The state matches a percentage of the funds and the amount varies from one year to the next. Westford received a match of $373,932 for fiscal 2016 which ended on June 30. The original match in 2001 when the law was first enacted was 100 percent and Westford was among the first 34 communities to adopt it. The town received the 100 percent match for the next six years, benefiting from a growing community preservation account. An online document written for the Community Preservation Committee in 2013 notes that over the 12 years voters had approved a total of 66 projects: “32 for historic, 17 for housing, 15 for open space and 7 for recreation.”

Among the most significant CPC recommendations came in 2005 when annual Town Meeting voters approved the purchase of 286 wooded acres off Depot Street known as “East Boston Camps.” By agreeing to apply CPC funds toward the land, voters allowed the parcel to remain undeveloped. The town bonded $8.5 million over 15 years, for a total purchase price of $14.770 million, according to Dan O’Donnell, the town’s finance director.

“It will be fully paid in April fiscal 2019,” he said.

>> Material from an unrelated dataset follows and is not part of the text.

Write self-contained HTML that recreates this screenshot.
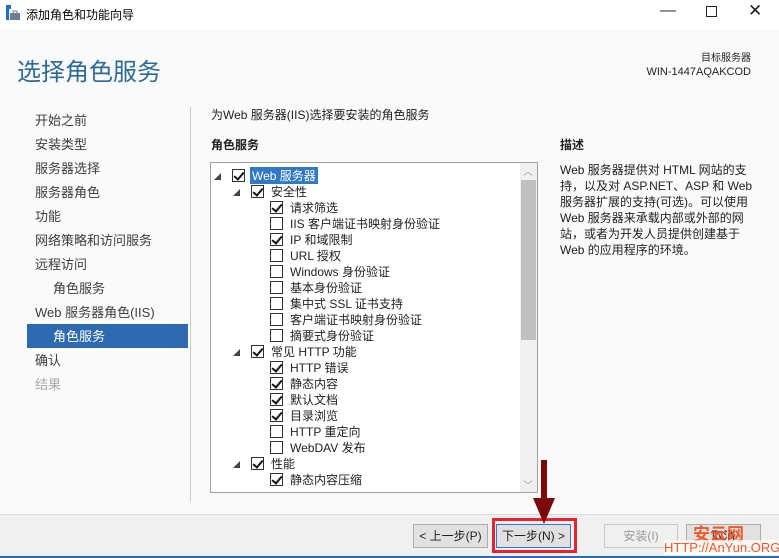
<!DOCTYPE html>
<html><head><meta charset="utf-8"><style>
*{margin:0;padding:0;box-sizing:border-box}
body{width:779px;height:558px;position:relative;overflow:hidden;background:#fafafa;font-family:"Liberation Sans","Noto Sans CJK SC",sans-serif;font-size:12px;color:#1e1e1e}
.a{position:absolute;white-space:nowrap}
.nav{left:35px;font-size:13px;color:#3c3c3c}
.cb{position:absolute;width:13px;height:13px;border:1px solid #333;background:#fff}
.cb.c::after{content:"";position:absolute;left:3px;top:0px;width:4px;height:8px;border:solid #111;border-width:0 2px 2px 0;transform:rotate(40deg)}
.row{position:absolute;font-size:12px;color:#222;white-space:nowrap}
.tri{position:absolute;width:0;height:0;border-left:7px solid transparent;border-bottom:7px solid #444}
.btn{position:absolute;height:24px;border:1px solid #adadad;background:#e1e1e1;font-size:12px;text-align:center;line-height:22px}
</style></head><body>
<div class="a" style="left:0;top:0;width:779px;height:29px;background:#fff"></div>
<svg class="a" style="left:5px;top:5px" width="16" height="16"><rect x="1" y="0" width="5" height="4" fill="#1e6fc6"/><rect x="1" y="4" width="3" height="11" fill="#1e6fc6"/><rect x="5" y="8" width="10" height="7" fill="#6b7f99"/><rect x="8" y="6" width="4" height="3" fill="none" stroke="#6b7f99"/></svg>
<div class="a" style="left:26px;top:6px;font-size:12px;color:#000">添加角色和功能向导</div>
<div class="a" style="left:660px;top:2px;font-size:16px;color:#333">—</div>
<div class="a" style="left:706px;top:6px;width:11px;height:11px;border:1px solid #222"></div>
<div class="a" style="left:748px;top:1px;font-size:17px;color:#222">✕</div>
<div class="a" style="left:17px;top:52px;font-size:24px;color:#2d6a96">选择角色服务</div>
<div class="a" style="right:28px;top:53px;font-size:10px;line-height:12px;text-align:right;color:#222">目标服务器</div>
<div class="a" style="right:28px;top:66px;font-size:11px;line-height:13px;color:#222">WIN-1447AQAKCOD</div>
<div class="a nav" style="top:110px">开始之前</div>
<div class="a nav" style="top:134px">安装类型</div>
<div class="a nav" style="top:158px">服务器选择</div>
<div class="a nav" style="top:182px">服务器角色</div>
<div class="a nav" style="top:206px">功能</div>
<div class="a nav" style="top:230px">网络策略和访问服务</div>
<div class="a nav" style="top:254px">远程访问</div>
<div class="a nav" style="top:278px;left:53px">角色服务</div>
<div class="a nav" style="top:302px">Web 服务器角色(IIS)</div>
<div class="a" style="left:27px;top:324px;width:161px;height:24px;background:#2d6ab0"></div>
<div class="a nav" style="top:326px;left:53px;color:#fff">角色服务</div>
<div class="a nav" style="top:350px">确认</div>
<div class="a nav" style="top:374px;color:#a8a8a8">结果</div>
<div class="a" style="left:190px;top:107px;width:1px;height:395px;background:#c8c8c8"></div>
<div class="a" style="left:211px;top:106px;font-size:12px">为Web 服务器(IIS)选择要安装的角色服务</div>
<div class="a" style="left:211px;top:136px;font-size:12px;font-weight:bold">角色服务</div>
<div class="a" style="left:560px;top:136px;font-size:12px;font-weight:bold">描述</div>
<div class="a" style="left:560px;top:162px;width:205px;font-size:12px;line-height:16px;white-space:normal">Web 服务器提供对 HTML 网站的支持，以及对 ASP.NET、ASP 和 Web 服务器扩展的支持(可选)。可以使用 Web 服务器来承载内部或外部的网站，或者为开发人员提供创建基于 Web 的应用程序的环境。</div>
<div class="a" style="left:210px;top:162px;width:328px;height:331px;border:1px solid #a0a0a0;background:#fff;overflow:hidden">
<div class="a" style="right:0;top:0;width:17px;height:329px;background:#f0f0f0"></div>
<div class="a" style="right:1px;top:17px;width:15px;height:160px;background:#c0c0c0"></div>
<div class="a" style="right:4px;top:0px;color:#999;font-size:10px">︿</div>
<div class="a" style="right:4px;top:314px;color:#999;font-size:10px">﹀</div>
<div id="t"></div>
</div>
<div class="a" style="left:0;top:514px;width:779px;height:44px;background:#f0f0f0;border-top:1px solid #dcdcdc"></div>
<div class="a" style="left:0;top:556px;width:779px;height:2px;background:#2b6cb0"></div>
<div class="btn" style="left:413px;top:524px;width:75px">&lt; 上一步(P)</div>
<div class="a" style="left:492px;top:518px;width:85px;height:35px;border:3px solid #e8222e"></div>
<div class="btn" style="left:496px;top:524px;width:75px;border-color:#2e78d0">下一步(N) &gt;</div>
<div class="btn" style="left:604px;top:524px;width:74px;background:#f0f0f0;border-color:#c8c8c8;color:#999">安装(I)</div>
<div class="btn" style="left:686px;top:524px;width:75px">取消</div>
<div class="a" style="left:693px;top:520px;font-size:17px;color:#f05a28;font-weight:bold">安云网</div>
<div class="a" style="left:664px;top:540px;font-size:13px;color:#f05a28;background:rgba(255,255,255,.7)">HTTP://AnYun.ORG</div>
<svg class="a" style="left:532px;top:460px" width="24" height="66"><rect x="9" y="0" width="6" height="42" fill="#7a0a0a"/><polygon points="1,38 23,38 12,64" fill="#7a0a0a"/></svg>
<script>
var rows=[[0,1,1,"Web 服务器"],[1,1,1,"安全性"],[2,0,1,"请求筛选"],[2,0,0,"IIS 客户端证书映射身份验证"],[2,0,1,"IP 和域限制"],[2,0,0,"URL 授权"],[2,0,0,"Windows 身份验证"],[2,0,0,"基本身份验证"],[2,0,0,"集中式 SSL 证书支持"],[2,0,0,"客户端证书映射身份验证"],[2,0,0,"摘要式身份验证"],[1,1,1,"常见 HTTP 功能"],[2,0,1,"HTTP 错误"],[2,0,1,"静态内容"],[2,0,1,"默认文档"],[2,0,1,"目录浏览"],[2,0,0,"HTTP 重定向"],[2,0,0,"WebDAV 发布"],[1,1,1,"性能"],[2,0,1,"静态内容压缩"]];
var h="";rows.forEach(function(r,i){var y=6+i*16;var x=21+r[0]*19;
if(r[1])h+='<div class="tri" style="left:'+(x-18)+'px;top:'+(y+4)+'px"></div>';
h+='<div class="cb'+(r[2]?' c':'')+'" style="left:'+x+'px;top:'+y+'px"></div>';
var st=i==0?'background:#3178c6;color:#fff;padding:0 2px;':'';
h+='<div class="row" style="left:'+(x+20-(i==0?2:0))+'px;top:'+(y-2)+'px;'+st+'">'+r[3]+'</div>';});
document.getElementById("t").innerHTML=h;
</script>
</body></html>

2017 annual Town Meeting Recommendations

For the 2017 annual Town Meeting the Committee voted to recommend seven additional motions for a total of $978,710 in funding requests that will go before Town Meeting voters.

If approved, Community Preservation funds also will be allotted to the following:

  • $15,000 from the undesignated fund balance to support Community Preservation administrative expenses for the fiscal 2018 budget.
  • $350,000 for a renovation of the community track at Westford Academy. Members voted 7 to 1. Saying he preferred the funds to come out of the capital appropriations, Cuniffe dissented.
  • $35,000 for the Stonewall restoration at Pageant Field at 13 Hildreth Street.
  • $190,000 for future open space land purchases.
  • $32,000 to the Community Garden expansion of Day Field from approximately 1 to 2 acres.
  • $145,834 for unspecified historic resources.
  • $225,876 for community housing.

Annual Town Meeting takes place on Saturday, March 25 at 10 a.m. at the Abbot School.

UPDATE: This story was updated on March 12, 2017, to add the $15,000 motion at the top of the list with bullets.